Unfortunatley, by focusing too much on “us” and not enough on Christ, the ad prioritizes outreach and cheap grace at the expense of the Gospel message. The end result of this kind of watered-down Christianity is ultimately a dying church.

The Cult of Self-Adoration

Rather than proclaiming the good news that Jesus has been “declared the Son of God in power” by his death and resurrection, redeeming creation and summoning all of his creatures to live under his lordship, these ads fixate on the sympathetic but wayward “neighbor,” suggesting that an undiscriminating love of humanity is the heart of the Gospel. In this way, the “He Gets Us” ad campaign merely perpetuates our society’s cult of self-adoration.

Jesus undoubtedly taught us to love one another. But that’s not all he taught: He also taught repentance and self-sacrifice. Jesus called for us to lose our lives for his sake and told sinners, in love, to “go and sin no more.” To make Jesus more palatable, the “He Gets Us” feet washing ad ignores key context to the biblical feet washing story and twists Jesus’ radical call to transformation into a tacit affirmation and acceptance of our cultural standards of morality.

Jesus didn’t go around washing everyone’s feet during his earthly ministry. He condescended to cleanse the feet of his disciples, those who had chosen to follow him. This episode in the life of Christ is certainly an example of the kind of humility and servant heart his followers are to have, but it was also a prefiguration of the kind of salvific, spiritual cleansing that only occurs in those who repent and believe in him.

The problem with ads isn’t necessarily that they deploy images explicitly designed to reflect the social justice perspective that dominates mainstream culture. It is important to meet people where they are and speak to them in their language. The problem is when this outreach comes at the expense of the Gospel message — that Jesus is Lord and we are his subjects.

Christians are indeed called to love sinners, but love requires willing the good of the other, and that means challenging others to abandon their life of sin for a life in Christ. To kneel before sins in order to be inoffensive is not love but an exercise in cheap grace.

A Neutered Gospel, An Empty Church

What’s more, such a neutered Gospel fails to fill the pews, suggesting that the champions of an oversimplified, ambiguous “He Gets Us” gospel don’t seem to get what will make Christianity attractive.
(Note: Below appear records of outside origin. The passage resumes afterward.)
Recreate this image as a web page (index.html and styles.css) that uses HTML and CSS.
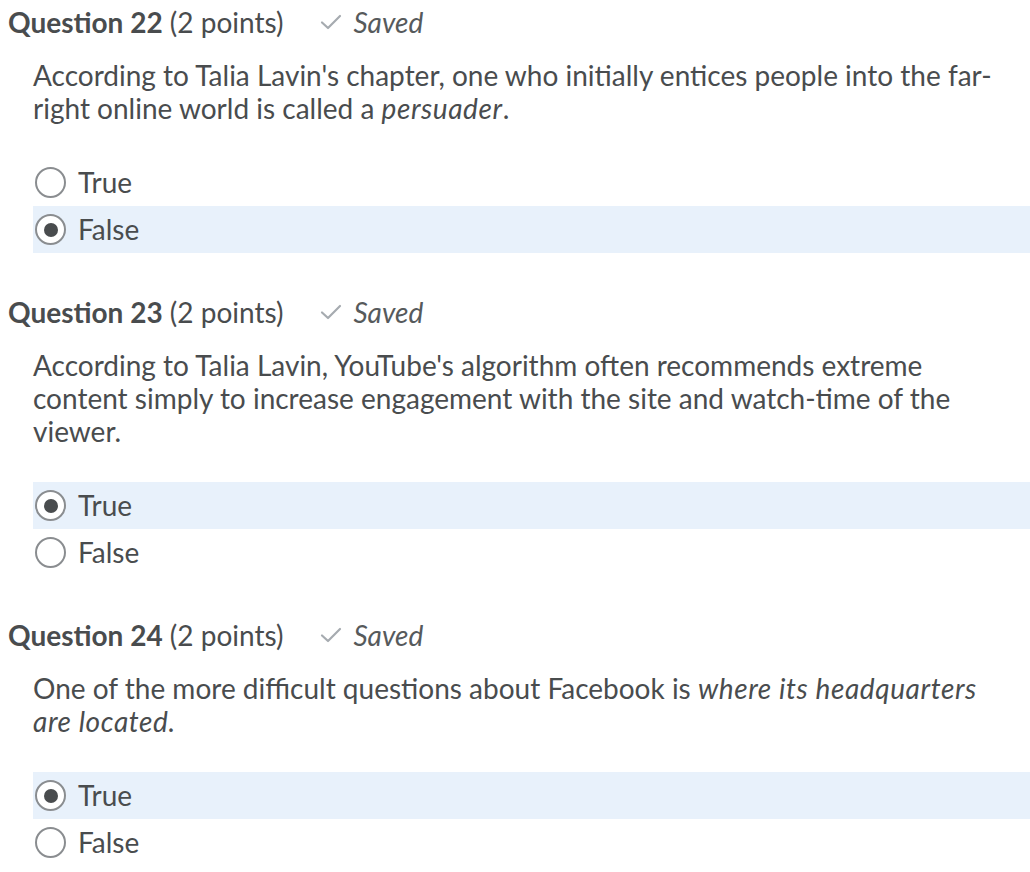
FILE: index.html
```html
<!DOCTYPE html>
<html lang="en">
<head>
<meta charset="utf-8">
<link rel="stylesheet" href="styles.css">
<title>Quiz</title>
</head>
<body>
<div class="quiz">
  <section class="question">
    <div class="qhead">
      <h2 class="qtitle"><strong>Question 22</strong> (2 points)</h2>
      <span class="saved"><svg class="check" viewBox="0 0 24 18" width="24" height="18"><path d="M3 9.5 L9 15 L21 3" fill="none" stroke="#a6abb0" stroke-width="2.2" stroke-linecap="round" stroke-linejoin="round"/></svg><em>Saved</em></span>
    </div>
    <p class="qtext">According to Talia Lavin's chapter, one who initially entices people into the far-right online world is called a <em>persuader</em>.</p>
    <div class="options">
      <label class="option"><span class="radio"></span>True</label>
      <label class="option selected"><span class="radio on"></span>False</label>
    </div>
  </section>
  <section class="question">
    <div class="qhead">
      <h2 class="qtitle"><strong>Question 23</strong> (2 points)</h2>
      <span class="saved"><svg class="check" viewBox="0 0 24 18" width="24" height="18"><path d="M3 9.5 L9 15 L21 3" fill="none" stroke="#a6abb0" stroke-width="2.2" stroke-linecap="round" stroke-linejoin="round"/></svg><em>Saved</em></span>
    </div>
    <p class="qtext">According to Talia Lavin, YouTube's algorithm often recommends extreme content simply to increase engagement with the site and watch-time of the viewer.</p>
    <div class="options">
      <label class="option selected"><span class="radio on"></span>True</label>
      <label class="option"><span class="radio"></span>False</label>
    </div>
  </section>
  <section class="question">
    <div class="qhead">
      <h2 class="qtitle"><strong>Question 24</strong> (2 points)</h2>
      <span class="saved"><svg class="check" viewBox="0 0 24 18" width="24" height="18"><path d="M3 9.5 L9 15 L21 3" fill="none" stroke="#a6abb0" stroke-width="2.2" stroke-linecap="round" stroke-linejoin="round"/></svg><em>Saved</em></span>
    </div>
    <p class="qtext">One of the more difficult questions about Facebook is <em>where its headquarters are located.</em></p>
    <div class="options">
      <label class="option selected"><span class="radio on"></span>True</label>
      <label class="option"><span class="radio"></span>False</label>
    </div>
  </section>
</div>
</body>
</html>
```

FILE: styles.css
```css
html, body {
  margin: 0;
  padding: 0;
  background: #ffffff;
}
body {
  font-family: Lato, "Open Sans", sans-serif;
  color: #494c4e;
  font-size: 28px;
  line-height: 33px;
}
.quiz {
  padding: 5px 0 0 8px;
}
.question {
  margin-bottom: 42px;
}
.qhead {
  display: flex;
  align-items: center;
  gap: 36px;
  height: 34px;
}
.qtitle {
  margin: 0;
  font-size: 28px;
  font-weight: 400;
  line-height: 34px;
}
.qtitle strong {
  font-weight: 700;
}
.saved {
  display: flex;
  align-items: center;
  gap: 10px;
  color: #565a5c;
}
.saved em {
  font-style: italic;
}
.check {
  display: block;
}
.qtext {
  margin: 20px 33px 34px 25px;
}
.qtext em {
  letter-spacing: 0.6px;
}
.options {
  margin-left: 25px;
}
.option {
  display: flex;
  align-items: center;
  gap: 12px;
  height: 47px;
  padding-left: 2px;
}
.option.selected {
  background: #e8f1fb;
}
.radio {
  box-sizing: border-box;
  width: 31px;
  height: 31px;
  border: 2.5px solid #8a8d90;
  border-radius: 50%;
  background: #fff;
  display: flex;
  align-items: center;
  justify-content: center;
  flex: none;
}
.radio.on::after {
  content: "";
  width: 14px;
  height: 14px;
  border-radius: 50%;
  background: #494c4e;
}
```
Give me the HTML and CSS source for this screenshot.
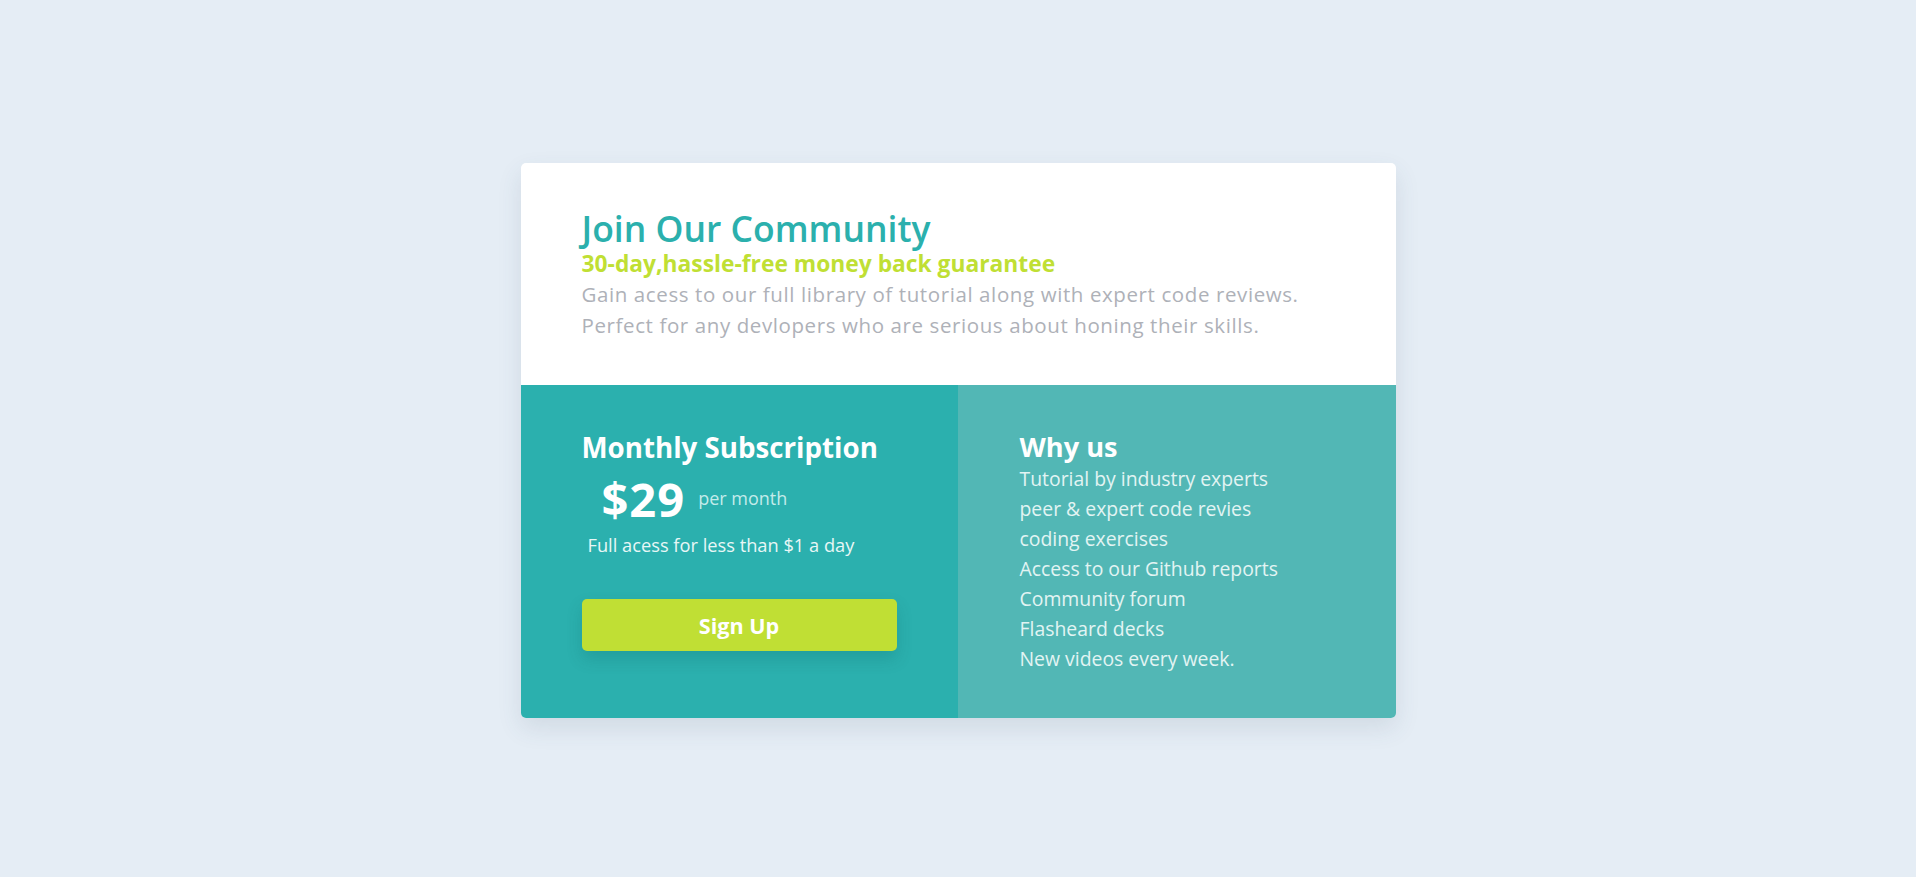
FILE: index.html
```
<!DOCTYPE html>
<html lang="en">
<head>
<meta charset="utf-8">
<title>Join Our Community</title>
<link rel="stylesheet" href="styles.css">
</head>
<body>
<main class="card">
  <section class="intro">
    <h1 class="title">Join Our Community</h1>
    <h2 class="guarantee">30-day,hassle-free money back guarantee</h2>
    <p class="desc">Gain acess to our full library of tutorial along with expert code reviews.<br>Perfect for any devlopers who are serious about honing their skills.</p>
  </section>
  <section class="bottom">
    <div class="sub">
      <h3 class="sub-title">Monthly Subscription</h3>
      <div class="price"><span class="amount">$29</span><span class="per">per month</span></div>
      <p class="full">Full acess for less than $1 a day</p>
      <button class="signup">Sign Up</button>
    </div>
    <div class="why">
      <h3 class="why-title">Why us</h3>
      <ul class="why-list">
        <li>Tutorial by industry experts</li>
        <li>peer &amp; expert code revies</li>
        <li>coding exercises</li>
        <li>Access to our Github reports</li>
        <li>Community forum</li>
        <li>Flasheard decks</li>
        <li>New videos every week.</li>
      </ul>
    </div>
  </section>
</main>
</body>
</html>
```
FILE: styles.css
```
* { box-sizing: border-box; }
html, body { margin: 0; padding: 0; }
body {
  background: #e5edf5;
  font-family: "Open Sans", "Liberation Sans", sans-serif;
  min-height: 100vh;
  padding-top: 4px;
  display: flex;
  align-items: center;
  justify-content: center;
}
.card {
  width: 875px;
  border-radius: 5px;
  overflow: hidden;
  box-shadow: 0 10px 25px rgba(60, 80, 110, 0.12);
  background: #fff;
}
.intro {
  height: 222px;
  padding: 43px 62px 0 61px;
}
.title {
  margin: 0;
  font-size: 35.5px;
  font-weight: 600;
  line-height: 44px;
  color: #2bb0ad;
}
.guarantee {
  margin: -1px 0 0;
  font-size: 22.8px;
  font-weight: 700;
  line-height: 30px;
  color: #c0df34;
}
.desc {
  margin: 0;
  font-size: 20.5px;
  letter-spacing: 0.6px;
  line-height: 31px;
  color: #aeb1b8;
}
.bottom {
  display: grid;
  grid-template-columns: 437px 438px;
  height: 333px;
}
.sub {
  background: #2bb0ae;
  padding: 44px 62px 0 61px;
}
.sub-title, .why-title {
  margin: 0;
  font-size: 27.7px;
  font-weight: 700;
  line-height: 36px;
  color: #fff;
}
.why-title { font-size: 27.2px; }
.price {
  display: flex;
  align-items: flex-start;
  padding-left: 20px;
  margin-top: 9px;
  height: 50px;
}
.amount {
  font-size: 47px;
  line-height: 50px;
  letter-spacing: 1px;
  font-weight: 700;
  color: #fff;
}
.per {
  margin: 12px 0 0 13px;
  font-size: 18px;
  line-height: 24px;
  color: #c3ebea;
}
.full {
  margin: 8px 0 0 6px;
  font-size: 18.25px;
  color: #e8f7f6;
  line-height: 26px;
}
.signup {
  display: block;
  margin-top: 41px;
  width: 315px;
  height: 52px;
  border: none;
  border-radius: 5px;
  background: #c0df34;
  color: #fff;
  font-family: inherit;
  font-size: 21.6px;
  font-weight: 700;
  box-shadow: 0 8px 16px rgba(0, 80, 80, 0.18);
}
.why {
  background: #52b7b5;
  padding: 44px 40px 0 62px;
}
.why-list {
  list-style: none;
  margin: -1px 0 0;
  padding: 0;
}
.why-list li {
  font-size: 19.4px;
  line-height: 30px;
  color: #e2f4f3;
}
```
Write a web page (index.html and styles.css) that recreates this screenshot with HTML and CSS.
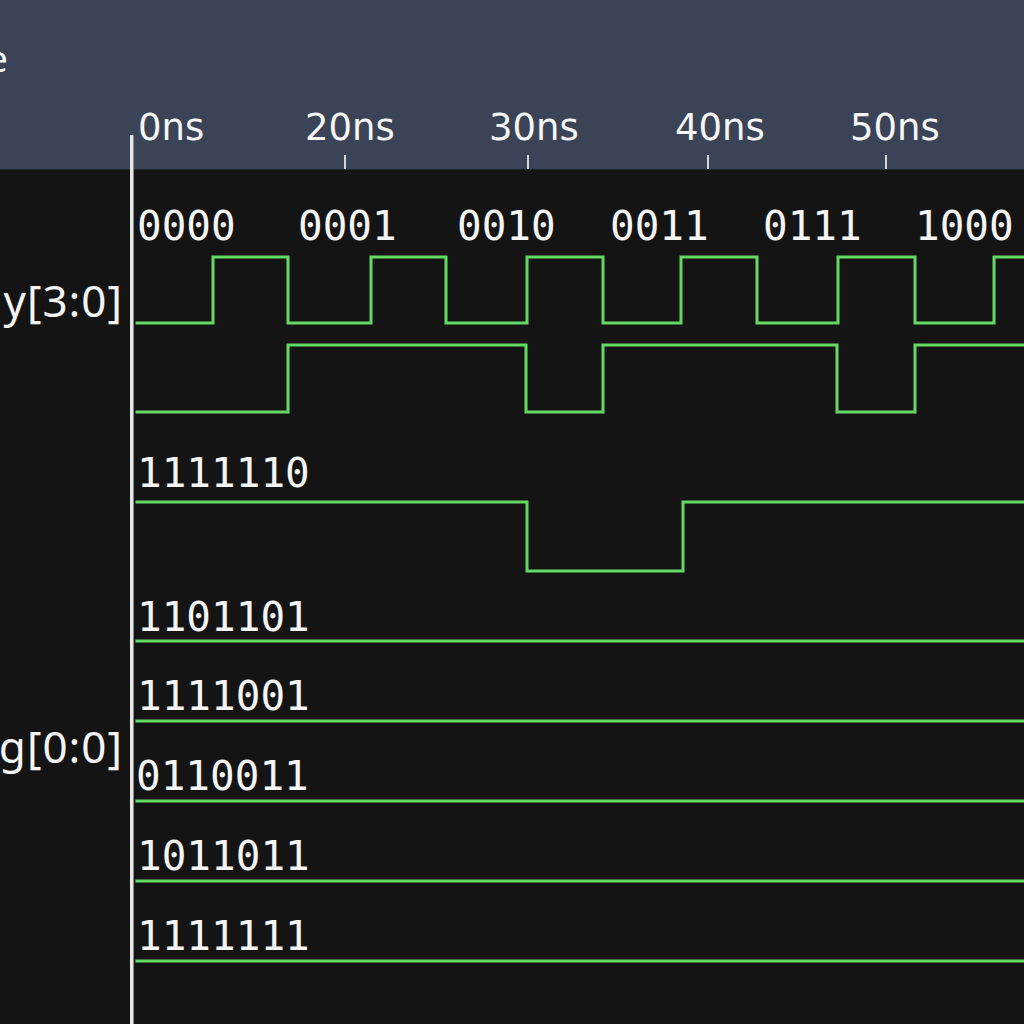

Christianity in America has been on a rapid decline for several years, a troubling trend that looks set to continue in the decades to come. While this decline has affected most denominations, the so-called Seven Sisters of Mainline Protestantism have been hit particularly hard losing an average of 25 percent of their membership over the last two decades. This precipitous decline is no doubt due, in some part, to mainline churches’ interest in being agents of the culture instead of agents of Christ.

Some sects of mainline churches even tend to favor so-called gay marriage and abortion and their clergy are more progressive even than their congregations. Yet, despite adopting more mainstream perspectives on culture war issues, often in opposition to traditional Christianity, these churches have continued to be hurt the most by the de-churching of America.

On the flip side, groups that tend to be more subversive of the dominant progressive culture, like Pentecostals and Traditional Latin Mass Catholics, have been the few Christian traditions in America to experience growth in recent years. This growth is no doubt a result, in part, of these traditions offering something that the culture can’t: the challenge to bear out the image of Christ.

The Gospel is offensive to the sensibilities of the world. That’s not a thing for Christians to be ashamed of but something to celebrate. The radical love of Christ is what we have to offer the world that no one else has, the good news that the Lord of all creation would subject himself to suffering and death so that we may find the superabundant satisfaction of all that we long for. 

Instead of changing Christ to reflect the culture, Christians need to challenge the culture to reflect Christ. And that means inviting people to a life of holiness — not kneeling before their sins.